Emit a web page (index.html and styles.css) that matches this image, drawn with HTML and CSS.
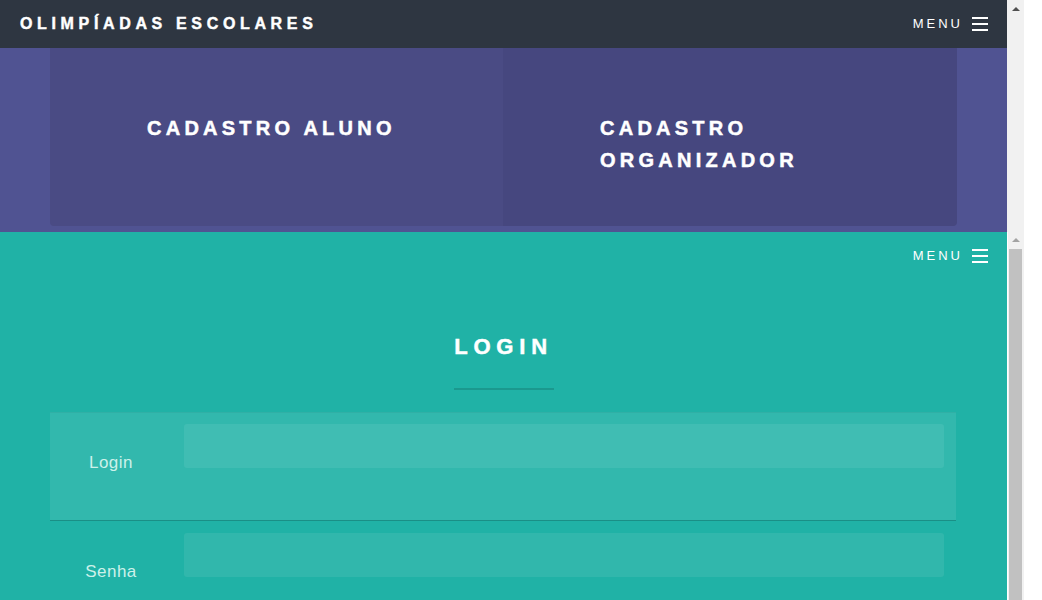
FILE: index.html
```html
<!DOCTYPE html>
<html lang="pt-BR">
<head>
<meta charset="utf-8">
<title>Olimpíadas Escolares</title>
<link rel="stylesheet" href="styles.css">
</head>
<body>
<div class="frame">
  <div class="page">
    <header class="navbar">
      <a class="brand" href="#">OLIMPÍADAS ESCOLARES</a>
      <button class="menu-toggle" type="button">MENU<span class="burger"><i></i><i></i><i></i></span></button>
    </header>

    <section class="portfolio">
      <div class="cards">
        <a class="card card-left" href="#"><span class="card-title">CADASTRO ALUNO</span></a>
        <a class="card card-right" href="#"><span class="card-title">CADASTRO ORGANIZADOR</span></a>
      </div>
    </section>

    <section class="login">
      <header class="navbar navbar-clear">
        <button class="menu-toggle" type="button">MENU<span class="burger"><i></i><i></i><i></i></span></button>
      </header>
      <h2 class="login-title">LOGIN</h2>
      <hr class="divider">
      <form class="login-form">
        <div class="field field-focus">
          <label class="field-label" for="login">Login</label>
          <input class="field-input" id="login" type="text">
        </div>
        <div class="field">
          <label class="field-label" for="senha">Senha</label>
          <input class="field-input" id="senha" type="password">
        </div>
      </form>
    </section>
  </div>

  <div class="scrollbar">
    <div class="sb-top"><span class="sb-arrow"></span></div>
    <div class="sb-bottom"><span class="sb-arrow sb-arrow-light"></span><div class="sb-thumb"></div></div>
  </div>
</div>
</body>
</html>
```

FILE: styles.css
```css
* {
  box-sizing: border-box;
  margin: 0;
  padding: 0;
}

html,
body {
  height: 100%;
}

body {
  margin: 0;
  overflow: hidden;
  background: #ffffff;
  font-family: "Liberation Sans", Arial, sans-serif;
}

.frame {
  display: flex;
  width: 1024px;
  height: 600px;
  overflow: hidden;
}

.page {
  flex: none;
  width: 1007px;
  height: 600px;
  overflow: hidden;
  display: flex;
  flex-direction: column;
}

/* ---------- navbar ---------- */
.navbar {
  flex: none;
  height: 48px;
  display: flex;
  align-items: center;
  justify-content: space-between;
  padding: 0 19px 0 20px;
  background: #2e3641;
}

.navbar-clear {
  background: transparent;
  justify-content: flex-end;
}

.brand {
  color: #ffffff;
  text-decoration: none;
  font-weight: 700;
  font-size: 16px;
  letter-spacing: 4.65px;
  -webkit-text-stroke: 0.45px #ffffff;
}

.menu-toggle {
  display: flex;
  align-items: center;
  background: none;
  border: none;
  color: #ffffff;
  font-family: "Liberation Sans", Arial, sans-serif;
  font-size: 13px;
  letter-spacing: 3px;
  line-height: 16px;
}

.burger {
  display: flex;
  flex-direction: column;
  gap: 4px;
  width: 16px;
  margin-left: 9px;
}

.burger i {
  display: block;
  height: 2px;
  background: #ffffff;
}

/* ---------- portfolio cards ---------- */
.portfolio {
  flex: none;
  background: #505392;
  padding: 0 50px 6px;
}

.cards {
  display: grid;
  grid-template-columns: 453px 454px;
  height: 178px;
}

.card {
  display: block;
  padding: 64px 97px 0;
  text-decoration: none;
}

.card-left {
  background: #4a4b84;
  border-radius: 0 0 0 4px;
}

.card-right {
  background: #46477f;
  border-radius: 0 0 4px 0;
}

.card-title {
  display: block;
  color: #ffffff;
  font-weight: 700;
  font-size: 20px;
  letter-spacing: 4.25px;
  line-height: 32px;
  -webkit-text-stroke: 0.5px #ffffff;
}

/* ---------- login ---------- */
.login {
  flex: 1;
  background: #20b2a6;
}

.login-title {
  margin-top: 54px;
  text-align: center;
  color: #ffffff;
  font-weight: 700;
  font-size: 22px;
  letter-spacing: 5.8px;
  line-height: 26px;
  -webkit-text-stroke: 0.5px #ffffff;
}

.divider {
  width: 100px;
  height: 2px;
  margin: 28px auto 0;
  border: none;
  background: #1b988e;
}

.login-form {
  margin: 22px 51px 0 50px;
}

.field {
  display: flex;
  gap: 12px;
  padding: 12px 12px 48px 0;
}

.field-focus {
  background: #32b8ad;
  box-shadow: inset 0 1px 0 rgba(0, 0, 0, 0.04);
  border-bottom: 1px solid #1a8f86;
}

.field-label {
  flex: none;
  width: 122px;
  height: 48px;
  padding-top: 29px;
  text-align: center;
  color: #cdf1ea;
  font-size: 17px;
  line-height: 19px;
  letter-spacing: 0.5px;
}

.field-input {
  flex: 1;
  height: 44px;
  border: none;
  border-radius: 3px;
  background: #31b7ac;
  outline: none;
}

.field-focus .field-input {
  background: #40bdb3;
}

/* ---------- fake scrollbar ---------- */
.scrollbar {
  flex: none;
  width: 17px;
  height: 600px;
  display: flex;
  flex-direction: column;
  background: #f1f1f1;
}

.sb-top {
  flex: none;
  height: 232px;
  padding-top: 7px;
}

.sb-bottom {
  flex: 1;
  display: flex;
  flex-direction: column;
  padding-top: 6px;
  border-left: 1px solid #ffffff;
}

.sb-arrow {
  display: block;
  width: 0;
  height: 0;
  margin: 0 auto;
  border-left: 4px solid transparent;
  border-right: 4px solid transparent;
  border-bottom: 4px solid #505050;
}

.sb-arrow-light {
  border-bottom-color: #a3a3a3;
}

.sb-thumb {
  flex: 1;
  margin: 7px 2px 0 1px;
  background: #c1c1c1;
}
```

__Problem requirements__
Take the listing and print it again exactly, but without any pictures.

__Task solution__
Emit a web page (index.html and styles.css) that matches this image, drawn with HTML and CSS.
FILE: index.html
```html
<!DOCTYPE html>
<html lang="pt-BR">
<head>
<meta charset="utf-8">
<title>Olimpíadas Escolares</title>
<link rel="stylesheet" href="styles.css">
</head>
<body>
<div class="frame">
  <div class="page">
    <header class="navbar">
      <a class="brand" href="#">OLIMPÍADAS ESCOLARES</a>
      <button class="menu-toggle" type="button">MENU<span class="burger"><i></i><i></i><i></i></span></button>
    </header>

    <section class="portfolio">
      <div class="cards">
        <a class="card card-left" href="#"><span class="card-title">CADASTRO ALUNO</span></a>
        <a class="card card-right" href="#"><span class="card-title">CADASTRO ORGANIZADOR</span></a>
      </div>
    </section>

    <section class="login">
      <header class="navbar navbar-clear">
        <button class="menu-toggle" type="button">MENU<span class="burger"><i></i><i></i><i></i></span></button>
      </header>
      <h2 class="login-title">LOGIN</h2>
      <hr class="divider">
      <form class="login-form">
        <div class="field field-focus">
          <label class="field-label" for="login">Login</label>
          <input class="field-input" id="login" type="text">
        </div>
        <div class="field">
          <label class="field-label" for="senha">Senha</label>
          <input class="field-input" id="senha" type="password">
        </div>
      </form>
    </section>
  </div>

  <div class="scrollbar">
    <div class="sb-top"><span class="sb-arrow"></span></div>
    <div class="sb-bottom"><span class="sb-arrow sb-arrow-light"></span><div class="sb-thumb"></div></div>
  </div>
</div>
</body>
</html>
```

FILE: styles.css
```css
* {
  box-sizing: border-box;
  margin: 0;
  padding: 0;
}

html,
body {
  height: 100%;
}

body {
  margin: 0;
  overflow: hidden;
  background: #ffffff;
  font-family: "Liberation Sans", Arial, sans-serif;
}

.frame {
  display: flex;
  width: 1024px;
  height: 600px;
  overflow: hidden;
}

.page {
  flex: none;
  width: 1007px;
  height: 600px;
  overflow: hidden;
  display: flex;
  flex-direction: column;
}

/* ---------- navbar ---------- */
.navbar {
  flex: none;
  height: 48px;
  display: flex;
  align-items: center;
  justify-content: space-between;
  padding: 0 19px 0 20px;
  background: #2e3641;
}

.navbar-clear {
  background: transparent;
  justify-content: flex-end;
}

.brand {
  color: #ffffff;
  text-decoration: none;
  font-weight: 700;
  font-size: 16px;
  letter-spacing: 4.65px;
  -webkit-text-stroke: 0.45px #ffffff;
}

.menu-toggle {
  display: flex;
  align-items: center;
  background: none;
  border: none;
  color: #ffffff;
  font-family: "Liberation Sans", Arial, sans-serif;
  font-size: 13px;
  letter-spacing: 3px;
  line-height: 16px;
}

.burger {
  display: flex;
  flex-direction: column;
  gap: 4px;
  width: 16px;
  margin-left: 9px;
}

.burger i {
  display: block;
  height: 2px;
  background: #ffffff;
}

/* ---------- portfolio cards ---------- */
.portfolio {
  flex: none;
  background: #505392;
  padding: 0 50px 6px;
}

.cards {
  display: grid;
  grid-template-columns: 453px 454px;
  height: 178px;
}

.card {
  display: block;
  padding: 64px 97px 0;
  text-decoration: none;
}

.card-left {
  background: #4a4b84;
  border-radius: 0 0 0 4px;
}

.card-right {
  background: #46477f;
  border-radius: 0 0 4px 0;
}

.card-title {
  display: block;
  color: #ffffff;
  font-weight: 700;
  font-size: 20px;
  letter-spacing: 4.25px;
  line-height: 32px;
  -webkit-text-stroke: 0.5px #ffffff;
}

/* ---------- login ---------- */
.login {
  flex: 1;
  background: #20b2a6;
}

.login-title {
  margin-top: 54px;
  text-align: center;
  color: #ffffff;
  font-weight: 700;
  font-size: 22px;
  letter-spacing: 5.8px;
  line-height: 26px;
  -webkit-text-stroke: 0.5px #ffffff;
}

.divider {
  width: 100px;
  height: 2px;
  margin: 28px auto 0;
  border: none;
  background: #1b988e;
}

.login-form {
  margin: 22px 51px 0 50px;
}

.field {
  display: flex;
  gap: 12px;
  padding: 12px 12px 48px 0;
}

.field-focus {
  background: #32b8ad;
  box-shadow: inset 0 1px 0 rgba(0, 0, 0, 0.04);
  border-bottom: 1px solid #1a8f86;
}

.field-label {
  flex: none;
  width: 122px;
  height: 48px;
  padding-top: 29px;
  text-align: center;
  color: #cdf1ea;
  font-size: 17px;
  line-height: 19px;
  letter-spacing: 0.5px;
}

.field-input {
  flex: 1;
  height: 44px;
  border: none;
  border-radius: 3px;
  background: #31b7ac;
  outline: none;
}

.field-focus .field-input {
  background: #40bdb3;
}

/* ---------- fake scrollbar ---------- */
.scrollbar {
  flex: none;
  width: 17px;
  height: 600px;
  display: flex;
  flex-direction: column;
  background: #f1f1f1;
}

.sb-top {
  flex: none;
  height: 232px;
  padding-top: 7px;
}

.sb-bottom {
  flex: 1;
  display: flex;
  flex-direction: column;
  padding-top: 6px;
  border-left: 1px solid #ffffff;
}

.sb-arrow {
  display: block;
  width: 0;
  height: 0;
  margin: 0 auto;
  border-left: 4px solid transparent;
  border-right: 4px solid transparent;
  border-bottom: 4px solid #505050;
}

.sb-arrow-light {
  border-bottom-color: #a3a3a3;
}

.sb-thumb {
  flex: 1;
  margin: 7px 2px 0 1px;
  background: #c1c1c1;
}
```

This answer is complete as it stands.